Oireachtas Joint and Select Committees

Thursday, 5 December 2019

Joint Oireachtas Committee on Finance, Public Expenditure and Reform, and Taoiseach

Central Bank: Discussion

Photo of Pearse DohertyPearse Doherty (Donegal, Sinn Fein) | Oireachtas source

Mr. Sibley made many critical comments on banking culture at a recent Banking and Payments Federation Ireland conference. Mr. Sibley stated that the Central Bank does not have a preference for loan sales, which we have heard previously. He has stated that the banks are not giving enough prominence to the benefits of long-term restructuring in terms of their troubled customers. Mr. Sibley raised questions about whether the banks truly value customer relationships and questioned the type of advertising and the slogans that banks are using compared to what is happening on the ground. Can Mr. Sibley expand on the remarks to which I refer?
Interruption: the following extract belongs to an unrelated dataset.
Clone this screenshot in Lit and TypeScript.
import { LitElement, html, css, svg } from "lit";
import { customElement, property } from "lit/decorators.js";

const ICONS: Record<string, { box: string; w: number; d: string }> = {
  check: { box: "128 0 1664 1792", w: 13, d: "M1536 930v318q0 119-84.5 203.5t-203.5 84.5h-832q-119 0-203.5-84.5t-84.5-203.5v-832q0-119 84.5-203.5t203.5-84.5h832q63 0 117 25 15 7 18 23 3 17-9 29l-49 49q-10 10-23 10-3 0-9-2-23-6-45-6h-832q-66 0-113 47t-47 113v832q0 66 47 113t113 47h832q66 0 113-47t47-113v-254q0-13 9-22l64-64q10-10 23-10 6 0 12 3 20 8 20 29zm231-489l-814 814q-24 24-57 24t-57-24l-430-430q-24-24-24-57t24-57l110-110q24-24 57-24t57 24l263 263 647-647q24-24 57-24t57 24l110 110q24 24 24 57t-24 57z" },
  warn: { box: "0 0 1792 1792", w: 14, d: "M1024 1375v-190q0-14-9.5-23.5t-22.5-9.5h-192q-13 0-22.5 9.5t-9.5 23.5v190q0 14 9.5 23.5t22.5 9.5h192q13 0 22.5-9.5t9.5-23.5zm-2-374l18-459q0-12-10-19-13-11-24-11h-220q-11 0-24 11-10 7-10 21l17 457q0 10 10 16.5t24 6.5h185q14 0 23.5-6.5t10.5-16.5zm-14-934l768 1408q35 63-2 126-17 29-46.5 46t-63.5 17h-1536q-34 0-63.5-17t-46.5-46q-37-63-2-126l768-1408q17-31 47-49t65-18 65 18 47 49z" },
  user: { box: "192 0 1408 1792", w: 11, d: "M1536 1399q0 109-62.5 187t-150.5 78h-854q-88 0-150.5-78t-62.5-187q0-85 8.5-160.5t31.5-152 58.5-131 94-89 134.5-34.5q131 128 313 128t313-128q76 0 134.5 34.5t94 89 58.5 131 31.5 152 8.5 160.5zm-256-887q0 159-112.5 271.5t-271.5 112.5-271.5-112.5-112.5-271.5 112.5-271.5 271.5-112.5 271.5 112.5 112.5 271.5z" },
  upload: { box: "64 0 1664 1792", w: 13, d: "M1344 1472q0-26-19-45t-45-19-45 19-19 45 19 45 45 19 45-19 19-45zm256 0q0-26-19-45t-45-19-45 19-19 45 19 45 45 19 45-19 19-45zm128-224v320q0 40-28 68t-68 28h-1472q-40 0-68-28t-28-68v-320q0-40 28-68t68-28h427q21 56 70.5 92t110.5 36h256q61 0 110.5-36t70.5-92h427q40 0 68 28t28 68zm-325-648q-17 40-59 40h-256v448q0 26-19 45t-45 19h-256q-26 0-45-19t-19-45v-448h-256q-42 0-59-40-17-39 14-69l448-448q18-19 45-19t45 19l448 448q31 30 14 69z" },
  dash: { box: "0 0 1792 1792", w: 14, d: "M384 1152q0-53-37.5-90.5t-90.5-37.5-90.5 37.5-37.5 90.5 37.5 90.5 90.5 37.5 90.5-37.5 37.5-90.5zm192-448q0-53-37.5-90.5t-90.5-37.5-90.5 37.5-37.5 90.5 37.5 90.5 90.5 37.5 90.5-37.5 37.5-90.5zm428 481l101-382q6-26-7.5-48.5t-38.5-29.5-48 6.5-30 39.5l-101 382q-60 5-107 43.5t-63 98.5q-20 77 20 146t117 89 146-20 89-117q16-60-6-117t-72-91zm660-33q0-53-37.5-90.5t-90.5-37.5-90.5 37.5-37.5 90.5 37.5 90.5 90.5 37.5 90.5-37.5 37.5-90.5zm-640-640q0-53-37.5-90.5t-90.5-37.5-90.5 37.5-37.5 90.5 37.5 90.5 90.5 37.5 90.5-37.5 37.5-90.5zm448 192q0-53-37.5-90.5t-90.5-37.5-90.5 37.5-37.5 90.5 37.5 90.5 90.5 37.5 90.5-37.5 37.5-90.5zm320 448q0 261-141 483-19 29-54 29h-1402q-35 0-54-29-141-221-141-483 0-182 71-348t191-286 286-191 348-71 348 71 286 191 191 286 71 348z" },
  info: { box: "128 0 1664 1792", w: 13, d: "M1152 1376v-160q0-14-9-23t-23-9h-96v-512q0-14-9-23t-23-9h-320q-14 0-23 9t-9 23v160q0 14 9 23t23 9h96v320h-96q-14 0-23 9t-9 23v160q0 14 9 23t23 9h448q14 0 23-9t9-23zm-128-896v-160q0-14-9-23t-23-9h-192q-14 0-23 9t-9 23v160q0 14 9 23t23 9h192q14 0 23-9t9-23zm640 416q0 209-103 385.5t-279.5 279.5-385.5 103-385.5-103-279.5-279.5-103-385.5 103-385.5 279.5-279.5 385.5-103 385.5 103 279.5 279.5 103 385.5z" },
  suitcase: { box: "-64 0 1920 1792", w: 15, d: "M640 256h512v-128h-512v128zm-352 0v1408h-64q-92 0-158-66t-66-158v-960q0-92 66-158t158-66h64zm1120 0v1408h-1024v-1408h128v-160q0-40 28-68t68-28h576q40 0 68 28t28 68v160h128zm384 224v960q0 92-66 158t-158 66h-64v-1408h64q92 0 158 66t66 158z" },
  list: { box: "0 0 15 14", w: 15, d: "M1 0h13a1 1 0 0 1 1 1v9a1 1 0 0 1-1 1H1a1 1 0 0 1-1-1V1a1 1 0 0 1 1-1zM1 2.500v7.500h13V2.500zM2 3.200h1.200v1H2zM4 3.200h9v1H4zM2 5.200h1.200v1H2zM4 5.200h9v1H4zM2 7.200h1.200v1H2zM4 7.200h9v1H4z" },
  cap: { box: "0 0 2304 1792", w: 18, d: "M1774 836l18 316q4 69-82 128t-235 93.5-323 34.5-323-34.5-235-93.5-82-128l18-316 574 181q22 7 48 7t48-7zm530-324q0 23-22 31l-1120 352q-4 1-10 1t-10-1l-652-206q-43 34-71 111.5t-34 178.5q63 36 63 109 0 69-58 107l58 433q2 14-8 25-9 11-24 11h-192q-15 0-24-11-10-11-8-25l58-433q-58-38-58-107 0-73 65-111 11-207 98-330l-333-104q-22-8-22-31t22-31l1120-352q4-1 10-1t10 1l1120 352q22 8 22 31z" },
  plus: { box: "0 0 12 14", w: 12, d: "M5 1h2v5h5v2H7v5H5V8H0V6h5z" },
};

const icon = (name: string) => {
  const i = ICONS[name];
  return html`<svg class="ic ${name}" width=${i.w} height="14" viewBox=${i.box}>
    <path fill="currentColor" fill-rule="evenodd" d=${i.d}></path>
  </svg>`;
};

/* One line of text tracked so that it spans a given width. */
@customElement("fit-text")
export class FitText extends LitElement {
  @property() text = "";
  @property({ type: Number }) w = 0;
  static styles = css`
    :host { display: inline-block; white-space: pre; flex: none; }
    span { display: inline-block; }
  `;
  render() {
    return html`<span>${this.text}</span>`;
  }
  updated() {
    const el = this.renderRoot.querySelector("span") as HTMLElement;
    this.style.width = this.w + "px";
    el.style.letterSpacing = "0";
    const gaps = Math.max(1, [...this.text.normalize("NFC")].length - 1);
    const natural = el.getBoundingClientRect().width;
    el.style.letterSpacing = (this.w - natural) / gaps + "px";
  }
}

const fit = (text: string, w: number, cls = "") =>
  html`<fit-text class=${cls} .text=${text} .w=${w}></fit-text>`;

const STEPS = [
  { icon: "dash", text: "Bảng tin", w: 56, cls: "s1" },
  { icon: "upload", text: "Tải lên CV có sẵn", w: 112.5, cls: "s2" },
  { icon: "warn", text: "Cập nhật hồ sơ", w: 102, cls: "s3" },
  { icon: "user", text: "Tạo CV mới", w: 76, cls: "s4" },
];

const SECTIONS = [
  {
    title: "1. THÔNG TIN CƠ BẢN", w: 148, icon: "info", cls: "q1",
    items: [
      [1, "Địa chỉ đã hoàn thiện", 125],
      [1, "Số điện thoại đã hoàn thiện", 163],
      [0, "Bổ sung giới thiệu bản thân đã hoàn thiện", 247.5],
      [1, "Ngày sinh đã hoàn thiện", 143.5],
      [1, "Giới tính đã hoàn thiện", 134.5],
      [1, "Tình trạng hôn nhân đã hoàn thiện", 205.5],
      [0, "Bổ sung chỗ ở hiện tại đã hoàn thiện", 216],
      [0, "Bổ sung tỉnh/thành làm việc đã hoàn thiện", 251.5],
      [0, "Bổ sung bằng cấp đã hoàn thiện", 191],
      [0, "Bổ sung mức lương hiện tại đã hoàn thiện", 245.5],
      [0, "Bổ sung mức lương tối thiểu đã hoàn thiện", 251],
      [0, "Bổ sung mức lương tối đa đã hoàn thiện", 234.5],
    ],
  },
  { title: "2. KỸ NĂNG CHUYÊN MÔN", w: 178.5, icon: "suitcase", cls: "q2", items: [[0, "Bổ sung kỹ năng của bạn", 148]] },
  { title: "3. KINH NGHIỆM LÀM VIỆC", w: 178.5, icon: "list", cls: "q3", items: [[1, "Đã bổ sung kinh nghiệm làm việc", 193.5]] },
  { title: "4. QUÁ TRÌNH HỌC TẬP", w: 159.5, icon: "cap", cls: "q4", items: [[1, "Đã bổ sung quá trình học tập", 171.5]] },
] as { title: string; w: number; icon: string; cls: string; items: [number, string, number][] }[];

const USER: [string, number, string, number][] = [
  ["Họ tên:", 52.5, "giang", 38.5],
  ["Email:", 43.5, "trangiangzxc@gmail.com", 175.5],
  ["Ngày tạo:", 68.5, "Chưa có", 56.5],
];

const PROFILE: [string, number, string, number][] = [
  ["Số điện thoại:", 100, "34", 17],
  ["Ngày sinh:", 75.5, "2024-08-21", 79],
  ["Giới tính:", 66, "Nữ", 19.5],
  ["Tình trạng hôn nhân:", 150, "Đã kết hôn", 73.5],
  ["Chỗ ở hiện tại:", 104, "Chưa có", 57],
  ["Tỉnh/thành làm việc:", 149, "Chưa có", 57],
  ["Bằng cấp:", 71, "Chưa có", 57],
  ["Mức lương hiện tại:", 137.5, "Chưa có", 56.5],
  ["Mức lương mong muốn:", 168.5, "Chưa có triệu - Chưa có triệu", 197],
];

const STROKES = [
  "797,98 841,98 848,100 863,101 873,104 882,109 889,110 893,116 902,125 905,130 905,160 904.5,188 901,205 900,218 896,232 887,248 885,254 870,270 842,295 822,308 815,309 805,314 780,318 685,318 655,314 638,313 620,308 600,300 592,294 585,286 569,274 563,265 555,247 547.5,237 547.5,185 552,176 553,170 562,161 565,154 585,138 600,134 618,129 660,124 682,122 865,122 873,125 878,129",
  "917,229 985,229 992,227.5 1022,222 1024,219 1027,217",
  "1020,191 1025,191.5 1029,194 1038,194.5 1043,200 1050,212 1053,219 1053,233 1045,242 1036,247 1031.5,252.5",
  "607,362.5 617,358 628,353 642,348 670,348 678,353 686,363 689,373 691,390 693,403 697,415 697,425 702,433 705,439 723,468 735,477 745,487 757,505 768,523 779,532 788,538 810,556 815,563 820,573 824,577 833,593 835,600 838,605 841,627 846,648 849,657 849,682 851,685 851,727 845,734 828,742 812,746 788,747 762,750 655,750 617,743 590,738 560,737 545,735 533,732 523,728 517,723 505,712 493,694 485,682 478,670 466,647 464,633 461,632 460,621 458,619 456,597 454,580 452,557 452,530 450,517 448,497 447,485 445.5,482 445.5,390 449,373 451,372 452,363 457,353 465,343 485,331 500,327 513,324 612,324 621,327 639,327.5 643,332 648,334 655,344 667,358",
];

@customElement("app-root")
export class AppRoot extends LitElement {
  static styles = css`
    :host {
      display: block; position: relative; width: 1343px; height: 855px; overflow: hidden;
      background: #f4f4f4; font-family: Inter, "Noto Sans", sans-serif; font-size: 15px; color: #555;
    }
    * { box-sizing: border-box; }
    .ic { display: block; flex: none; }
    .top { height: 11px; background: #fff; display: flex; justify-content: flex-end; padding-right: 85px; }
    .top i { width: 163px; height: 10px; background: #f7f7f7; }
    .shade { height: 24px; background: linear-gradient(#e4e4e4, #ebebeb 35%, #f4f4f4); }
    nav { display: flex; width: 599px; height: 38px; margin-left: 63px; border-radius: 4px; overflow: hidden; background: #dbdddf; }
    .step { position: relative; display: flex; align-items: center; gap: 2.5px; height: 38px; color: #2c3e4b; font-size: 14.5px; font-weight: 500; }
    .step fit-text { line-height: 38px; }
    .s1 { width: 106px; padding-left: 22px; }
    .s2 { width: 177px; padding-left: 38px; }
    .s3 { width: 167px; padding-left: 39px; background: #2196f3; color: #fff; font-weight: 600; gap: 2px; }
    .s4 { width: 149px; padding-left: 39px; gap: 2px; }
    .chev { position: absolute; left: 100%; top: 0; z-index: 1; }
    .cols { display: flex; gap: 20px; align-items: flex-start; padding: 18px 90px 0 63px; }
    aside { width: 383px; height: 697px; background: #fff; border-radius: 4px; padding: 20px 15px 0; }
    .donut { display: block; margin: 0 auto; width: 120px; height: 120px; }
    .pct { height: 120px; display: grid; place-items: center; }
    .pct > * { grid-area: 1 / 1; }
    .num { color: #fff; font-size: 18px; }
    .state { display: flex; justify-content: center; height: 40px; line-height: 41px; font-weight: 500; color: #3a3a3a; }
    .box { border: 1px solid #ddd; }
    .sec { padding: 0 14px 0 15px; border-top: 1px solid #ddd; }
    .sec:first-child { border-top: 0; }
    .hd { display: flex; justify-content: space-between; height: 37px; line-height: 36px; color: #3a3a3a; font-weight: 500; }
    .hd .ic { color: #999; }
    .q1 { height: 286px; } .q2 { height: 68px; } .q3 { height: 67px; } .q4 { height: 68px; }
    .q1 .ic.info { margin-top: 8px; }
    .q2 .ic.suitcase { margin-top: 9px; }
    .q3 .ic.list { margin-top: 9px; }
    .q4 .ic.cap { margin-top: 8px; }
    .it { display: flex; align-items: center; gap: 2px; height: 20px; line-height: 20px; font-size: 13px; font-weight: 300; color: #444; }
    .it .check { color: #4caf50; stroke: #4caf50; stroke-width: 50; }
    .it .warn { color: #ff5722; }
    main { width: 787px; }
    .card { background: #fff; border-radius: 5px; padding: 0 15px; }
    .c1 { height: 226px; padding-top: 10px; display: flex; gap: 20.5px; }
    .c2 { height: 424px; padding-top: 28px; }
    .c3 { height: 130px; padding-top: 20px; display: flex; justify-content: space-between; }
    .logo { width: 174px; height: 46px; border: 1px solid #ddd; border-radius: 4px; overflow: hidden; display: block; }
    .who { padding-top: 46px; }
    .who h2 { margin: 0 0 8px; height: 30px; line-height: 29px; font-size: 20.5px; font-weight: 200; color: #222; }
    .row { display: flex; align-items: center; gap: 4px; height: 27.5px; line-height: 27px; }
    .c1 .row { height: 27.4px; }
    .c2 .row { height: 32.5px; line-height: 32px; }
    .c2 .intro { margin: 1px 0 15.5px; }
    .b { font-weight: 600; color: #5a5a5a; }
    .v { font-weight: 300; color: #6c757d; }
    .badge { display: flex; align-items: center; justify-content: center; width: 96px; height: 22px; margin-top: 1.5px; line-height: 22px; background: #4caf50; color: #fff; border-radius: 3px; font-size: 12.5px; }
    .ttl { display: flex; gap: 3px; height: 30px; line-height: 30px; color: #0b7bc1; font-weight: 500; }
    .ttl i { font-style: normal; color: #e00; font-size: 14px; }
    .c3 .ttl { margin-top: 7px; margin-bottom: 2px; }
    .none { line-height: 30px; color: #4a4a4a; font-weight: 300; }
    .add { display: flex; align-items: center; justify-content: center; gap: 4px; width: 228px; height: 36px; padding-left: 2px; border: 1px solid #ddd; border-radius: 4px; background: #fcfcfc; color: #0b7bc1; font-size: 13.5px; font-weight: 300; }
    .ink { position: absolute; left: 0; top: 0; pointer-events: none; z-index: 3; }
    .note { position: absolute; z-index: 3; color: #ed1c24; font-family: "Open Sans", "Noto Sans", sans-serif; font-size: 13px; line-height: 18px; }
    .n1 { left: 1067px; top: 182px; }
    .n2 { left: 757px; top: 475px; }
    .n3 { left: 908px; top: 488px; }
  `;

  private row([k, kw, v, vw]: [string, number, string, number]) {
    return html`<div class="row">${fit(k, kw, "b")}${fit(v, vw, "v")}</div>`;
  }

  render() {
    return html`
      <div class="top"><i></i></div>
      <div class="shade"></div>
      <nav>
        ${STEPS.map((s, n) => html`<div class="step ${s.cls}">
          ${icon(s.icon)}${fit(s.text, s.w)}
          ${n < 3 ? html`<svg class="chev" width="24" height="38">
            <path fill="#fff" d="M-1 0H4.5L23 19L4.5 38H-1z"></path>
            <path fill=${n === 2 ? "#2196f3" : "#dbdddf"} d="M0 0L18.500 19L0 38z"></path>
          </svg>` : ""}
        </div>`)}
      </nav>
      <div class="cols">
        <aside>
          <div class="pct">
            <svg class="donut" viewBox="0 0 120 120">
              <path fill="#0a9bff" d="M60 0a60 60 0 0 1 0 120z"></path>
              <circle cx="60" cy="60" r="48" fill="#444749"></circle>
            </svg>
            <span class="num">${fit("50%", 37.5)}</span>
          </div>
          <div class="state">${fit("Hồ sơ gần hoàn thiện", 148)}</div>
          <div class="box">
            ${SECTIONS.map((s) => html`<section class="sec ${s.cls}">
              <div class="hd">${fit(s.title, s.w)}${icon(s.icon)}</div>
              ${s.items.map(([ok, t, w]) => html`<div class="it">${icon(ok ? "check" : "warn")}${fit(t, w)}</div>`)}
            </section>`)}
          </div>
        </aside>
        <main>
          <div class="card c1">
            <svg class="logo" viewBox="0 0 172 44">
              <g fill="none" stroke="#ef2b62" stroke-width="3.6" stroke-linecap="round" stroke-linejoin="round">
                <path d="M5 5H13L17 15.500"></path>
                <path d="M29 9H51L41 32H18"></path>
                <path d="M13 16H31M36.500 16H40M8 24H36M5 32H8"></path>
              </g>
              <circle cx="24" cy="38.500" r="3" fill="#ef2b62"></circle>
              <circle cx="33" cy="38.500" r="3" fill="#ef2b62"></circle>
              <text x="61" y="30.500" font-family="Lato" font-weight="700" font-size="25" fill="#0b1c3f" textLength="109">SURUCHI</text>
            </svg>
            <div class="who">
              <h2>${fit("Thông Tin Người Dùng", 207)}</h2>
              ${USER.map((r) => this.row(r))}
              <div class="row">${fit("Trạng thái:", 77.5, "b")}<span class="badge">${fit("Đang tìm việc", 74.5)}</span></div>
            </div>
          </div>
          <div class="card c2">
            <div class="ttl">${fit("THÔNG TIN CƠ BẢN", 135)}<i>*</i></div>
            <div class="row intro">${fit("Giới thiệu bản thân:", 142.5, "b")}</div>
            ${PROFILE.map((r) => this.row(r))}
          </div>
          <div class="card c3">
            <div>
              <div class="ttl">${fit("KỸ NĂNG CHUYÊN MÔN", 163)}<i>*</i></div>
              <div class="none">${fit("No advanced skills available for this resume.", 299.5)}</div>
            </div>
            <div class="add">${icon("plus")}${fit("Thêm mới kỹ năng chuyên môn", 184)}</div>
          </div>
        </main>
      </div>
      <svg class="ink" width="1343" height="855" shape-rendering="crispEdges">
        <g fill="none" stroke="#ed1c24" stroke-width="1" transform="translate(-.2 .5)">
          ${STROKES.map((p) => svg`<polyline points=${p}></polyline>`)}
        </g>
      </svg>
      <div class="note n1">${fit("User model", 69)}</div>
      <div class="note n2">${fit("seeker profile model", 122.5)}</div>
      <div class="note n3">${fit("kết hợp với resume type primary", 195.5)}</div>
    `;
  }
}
Along with many others, I would probably say that the Central Bank has come to this late in the day. The Central Bank remained quiet as banks sold thousands upon thousands of family homes to the vultures and then, when most had been sold and when the figures for non-performing loans in banks are coming down closer to the European average, bank suddenly finds a conscience and starts to say some of what members in this committee have been saying for quite a while. Consumers have been looking for the Central Bank, in the context of its consumer protection role, to protect them or to say something in clear terms, but it stayed out of the debate. Much damage has been done. I welcome Mr. Sibley's comments, but maybe he could expand further because what consumers are saying to me, particularly those who have had their loans sold on, is that they are finding it difficult to deal with vulture funds and wonder why the Central Bank did not say this two years ago.